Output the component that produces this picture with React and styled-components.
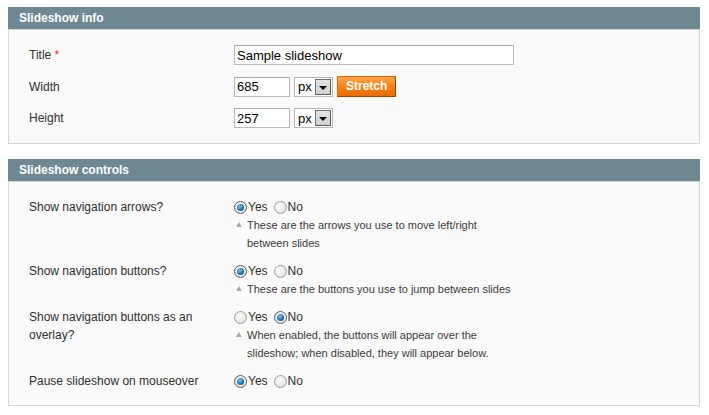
import React from 'react';
import styled, { createGlobalStyle } from 'styled-components';

const GlobalStyle = createGlobalStyle`
  body {
    margin: 7px 0 0 8px;
    background: #fff;
    font-family: "Liberation Sans", Arial, sans-serif;
    font-size: 12px;
    color: #2f2f2f;
  }
`;

const Page = styled.div`
  width: 692px;
  display: flex;
  flex-direction: column;
  gap: 15px;
`;

const Section = styled.section`
  display: flex;
  flex-direction: column;
`;

const Head = styled.div`
  background: #6f8992;
  height: 22px;
  padding: 2px 11px;
  box-sizing: border-box;
  h4 {
    margin: 0;
    color: #fff;
    font-size: 12px;
    font-weight: bold;
    line-height: 18px;
  }
`;

const Fieldset = styled.div`
  background: #fafafa;
  border: 1px solid #d6d6d6;
  padding: ${(p) => p.$pad};
  display: flex;
  flex-direction: column;
  gap: ${(p) => p.$gap}px;
`;

const Row = styled.div`
  display: grid;
  grid-template-columns: 225px 1fr;
  align-items: ${(p) => (p.$center ? 'center' : 'start')};
`;

const Label = styled.div`
  padding-left: 20px;
  max-width: 180px;
  line-height: 18px;
  color: #2f2f2f;
  span {
    color: #eb340a;
  }
`;

const Value = styled.div`
  display: flex;
  flex-direction: column;
`;

const Inline = styled.div`
  display: flex;
  align-items: center;
  gap: 4px;
`;

const TextInput = styled.input`
  box-sizing: border-box;
  width: ${(p) => p.$w}px;
  height: 20px;
  border: 1px solid #b9b9b9;
  border-top-color: #aaaaaa;
  background: #fff;
  font-family: "Liberation Sans", Arial, sans-serif;
  font-size: 13px;
  color: #000;
  padding: 0 2px;
  margin: 0;
  outline: none;
`;

const Select = styled.div`
  box-sizing: border-box;
  width: 39px;
  height: 20px;
  border: 1px solid #b9b9b9;
  background: #fff;
  display: flex;
  align-items: center;
  justify-content: space-between;
  padding: 1px 1px 1px 3px;
  font-size: 13px;
  color: #000;
`;

const DropBtn = styled.span`
  box-sizing: border-box;
  width: 16px;
  height: 16px;
  border: 1px solid #6f6f6f;
  border-right-color: #5a5a5a;
  border-bottom-color: #5a5a5a;
  background: linear-gradient(#e6e6e6, #cfcfcf);
  display: flex;
  align-items: center;
  justify-content: center;
  &::after {
    content: '';
    margin-top: 2px;
    border-left: 4px solid transparent;
    border-right: 4px solid transparent;
    border-top: 4px solid #000;
  }
`;

const Button = styled.button`
  box-sizing: border-box;
  height: 21px;
  padding: 0 8px 1px;
  border: 1px solid;
  border-color: #ed6502 #a04300 #a04300 #ed6502;
  background: linear-gradient(#ffa54a, #f57d12 60%, #e86a05);
  color: #fff;
  font-family: "Liberation Sans", Arial, sans-serif;
  font-size: 12px;
  font-weight: bold;
  cursor: pointer;
`;

const Radios = styled.div`
  display: flex;
  align-items: center;
  height: 18px;
  gap: 6px;
`;

const RadioLabel = styled.label`
  display: flex;
  align-items: center;
  gap: 1px;
  font-size: 12px;
  color: #2f2f2f;
`;

const Radio = styled.span`
  box-sizing: border-box;
  width: 13px;
  height: 13px;
  border-radius: 50%;
  border: 1px solid ${(p) => (p.$on ? '#5b5b5b' : '#9c9c9c')};
  background: radial-gradient(circle at 40% 35%, #ffffff, #d8d8d8);
  display: flex;
  align-items: center;
  justify-content: center;
  &::after {
    content: '';
    display: ${(p) => (p.$on ? 'block' : 'none')};
    width: 7px;
    height: 7px;
    border-radius: 50%;
    background: radial-gradient(circle at 40% 35%, #7fc4f0, #1f6ba8 60%, #174f80);
  }
`;

const Note = styled.div`
  position: relative;
  padding-left: 13px;
  font-size: 11px;
  line-height: 18px;
  color: #3a3a3a;
  max-width: 267px;
  &::before {
    content: '';
    position: absolute;
    left: 2px;
    top: 6px;
    border-left: 3px solid transparent;
    border-right: 3px solid transparent;
    border-bottom: 5px solid #a3adb3;
  }
`;

const YesNo = ({ yes }) => (
  <Radios>
    <RadioLabel>
      <Radio $on={yes} />
      Yes
    </RadioLabel>
    <RadioLabel>
      <Radio $on={!yes} />
      No
    </RadioLabel>
  </Radios>
);

const controls = [
  {
    label: 'Show navigation arrows?',
    yes: true,
    note: 'These are the arrows you use to move left/right between slides',
  },
  {
    label: 'Show navigation buttons?',
    yes: true,
    note: 'These are the buttons you use to jump between slides',
  },
  {
    label: 'Show navigation buttons as an overlay?',
    yes: false,
    note: 'When enabled, the buttons will appear over the slideshow; when disabled, they will appear below.',
  },
  { label: 'Pause slideshow on mouseover', yes: true },
];

export default function App() {
  return (
    <>
      <GlobalStyle />
      <Page>
        <Section>
          <Head>
            <h4>Slideshow info</h4>
          </Head>
          <Fieldset $pad="15px 0 15px" $gap={11}>
            <Row $center>
              <Label>
                Title <span>*</span>
              </Label>
              <TextInput $w={280} defaultValue="Sample slideshow" />
            </Row>
            <Row $center>
              <Label>Width</Label>
              <Inline>
                <TextInput $w={56} defaultValue="685" />
                <Select>
                  px
                  <DropBtn />
                </Select>
                <Button>Stretch</Button>
              </Inline>
            </Row>
            <Row $center>
              <Label>Height</Label>
              <Inline>
                <TextInput $w={56} defaultValue="257" />
                <Select>
                  px
                  <DropBtn />
                </Select>
              </Inline>
            </Row>
          </Fieldset>
        </Section>
        <Section>
          <Head>
            <h4>Slideshow controls</h4>
          </Head>
          <Fieldset $pad="16px 0 15px" $gap={10}>
            {controls.map((c) => (
              <Row key={c.label}>
                <Label>{c.label}</Label>
                <Value>
                  <YesNo yes={c.yes} />
                  {c.note && <Note>{c.note}</Note>}
                </Value>
              </Row>
            ))}
          </Fieldset>
        </Section>
      </Page>
    </>
  );
}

....

> _Goal of the exercise_:
Write out the material above once more, exactly as it reads, with no pictures.

> _Solved exercise_:
Output the component that produces this picture with React and styled-components.
import React from 'react';
import styled, { createGlobalStyle } from 'styled-components';

const GlobalStyle = createGlobalStyle`
  body {
    margin: 7px 0 0 8px;
    background: #fff;
    font-family: "Liberation Sans", Arial, sans-serif;
    font-size: 12px;
    color: #2f2f2f;
  }
`;

const Page = styled.div`
  width: 692px;
  display: flex;
  flex-direction: column;
  gap: 15px;
`;

const Section = styled.section`
  display: flex;
  flex-direction: column;
`;

const Head = styled.div`
  background: #6f8992;
  height: 22px;
  padding: 2px 11px;
  box-sizing: border-box;
  h4 {
    margin: 0;
    color: #fff;
    font-size: 12px;
    font-weight: bold;
    line-height: 18px;
  }
`;

const Fieldset = styled.div`
  background: #fafafa;
  border: 1px solid #d6d6d6;
  padding: ${(p) => p.$pad};
  display: flex;
  flex-direction: column;
  gap: ${(p) => p.$gap}px;
`;

const Row = styled.div`
  display: grid;
  grid-template-columns: 225px 1fr;
  align-items: ${(p) => (p.$center ? 'center' : 'start')};
`;

const Label = styled.div`
  padding-left: 20px;
  max-width: 180px;
  line-height: 18px;
  color: #2f2f2f;
  span {
    color: #eb340a;
  }
`;

const Value = styled.div`
  display: flex;
  flex-direction: column;
`;

const Inline = styled.div`
  display: flex;
  align-items: center;
  gap: 4px;
`;

const TextInput = styled.input`
  box-sizing: border-box;
  width: ${(p) => p.$w}px;
  height: 20px;
  border: 1px solid #b9b9b9;
  border-top-color: #aaaaaa;
  background: #fff;
  font-family: "Liberation Sans", Arial, sans-serif;
  font-size: 13px;
  color: #000;
  padding: 0 2px;
  margin: 0;
  outline: none;
`;

const Select = styled.div`
  box-sizing: border-box;
  width: 39px;
  height: 20px;
  border: 1px solid #b9b9b9;
  background: #fff;
  display: flex;
  align-items: center;
  justify-content: space-between;
  padding: 1px 1px 1px 3px;
  font-size: 13px;
  color: #000;
`;

const DropBtn = styled.span`
  box-sizing: border-box;
  width: 16px;
  height: 16px;
  border: 1px solid #6f6f6f;
  border-right-color: #5a5a5a;
  border-bottom-color: #5a5a5a;
  background: linear-gradient(#e6e6e6, #cfcfcf);
  display: flex;
  align-items: center;
  justify-content: center;
  &::after {
    content: '';
    margin-top: 2px;
    border-left: 4px solid transparent;
    border-right: 4px solid transparent;
    border-top: 4px solid #000;
  }
`;

const Button = styled.button`
  box-sizing: border-box;
  height: 21px;
  padding: 0 8px 1px;
  border: 1px solid;
  border-color: #ed6502 #a04300 #a04300 #ed6502;
  background: linear-gradient(#ffa54a, #f57d12 60%, #e86a05);
  color: #fff;
  font-family: "Liberation Sans", Arial, sans-serif;
  font-size: 12px;
  font-weight: bold;
  cursor: pointer;
`;

const Radios = styled.div`
  display: flex;
  align-items: center;
  height: 18px;
  gap: 6px;
`;

const RadioLabel = styled.label`
  display: flex;
  align-items: center;
  gap: 1px;
  font-size: 12px;
  color: #2f2f2f;
`;

const Radio = styled.span`
  box-sizing: border-box;
  width: 13px;
  height: 13px;
  border-radius: 50%;
  border: 1px solid ${(p) => (p.$on ? '#5b5b5b' : '#9c9c9c')};
  background: radial-gradient(circle at 40% 35%, #ffffff, #d8d8d8);
  display: flex;
  align-items: center;
  justify-content: center;
  &::after {
    content: '';
    display: ${(p) => (p.$on ? 'block' : 'none')};
    width: 7px;
    height: 7px;
    border-radius: 50%;
    background: radial-gradient(circle at 40% 35%, #7fc4f0, #1f6ba8 60%, #174f80);
  }
`;

const Note = styled.div`
  position: relative;
  padding-left: 13px;
  font-size: 11px;
  line-height: 18px;
  color: #3a3a3a;
  max-width: 267px;
  &::before {
    content: '';
    position: absolute;
    left: 2px;
    top: 6px;
    border-left: 3px solid transparent;
    border-right: 3px solid transparent;
    border-bottom: 5px solid #a3adb3;
  }
`;

const YesNo = ({ yes }) => (
  <Radios>
    <RadioLabel>
      <Radio $on={yes} />
      Yes
    </RadioLabel>
    <RadioLabel>
      <Radio $on={!yes} />
      No
    </RadioLabel>
  </Radios>
);

const controls = [
  {
    label: 'Show navigation arrows?',
    yes: true,
    note: 'These are the arrows you use to move left/right between slides',
  },
  {
    label: 'Show navigation buttons?',
    yes: true,
    note: 'These are the buttons you use to jump between slides',
  },
  {
    label: 'Show navigation buttons as an overlay?',
    yes: false,
    note: 'When enabled, the buttons will appear over the slideshow; when disabled, they will appear below.',
  },
  { label: 'Pause slideshow on mouseover', yes: true },
];

export default function App() {
  return (
    <>
      <GlobalStyle />
      <Page>
        <Section>
          <Head>
            <h4>Slideshow info</h4>
          </Head>
          <Fieldset $pad="15px 0 15px" $gap={11}>
            <Row $center>
              <Label>
                Title <span>*</span>
              </Label>
              <TextInput $w={280} defaultValue="Sample slideshow" />
            </Row>
            <Row $center>
              <Label>Width</Label>
              <Inline>
                <TextInput $w={56} defaultValue="685" />
                <Select>
                  px
                  <DropBtn />
                </Select>
                <Button>Stretch</Button>
              </Inline>
            </Row>
            <Row $center>
              <Label>Height</Label>
              <Inline>
                <TextInput $w={56} defaultValue="257" />
                <Select>
                  px
                  <DropBtn />
                </Select>
              </Inline>
            </Row>
          </Fieldset>
        </Section>
        <Section>
          <Head>
            <h4>Slideshow controls</h4>
          </Head>
          <Fieldset $pad="16px 0 15px" $gap={10}>
            {controls.map((c) => (
              <Row key={c.label}>
                <Label>{c.label}</Label>
                <Value>
                  <YesNo yes={c.yes} />
                  {c.note && <Note>{c.note}</Note>}
                </Value>
              </Row>
            ))}
          </Fieldset>
        </Section>
      </Page>
    </>
  );
}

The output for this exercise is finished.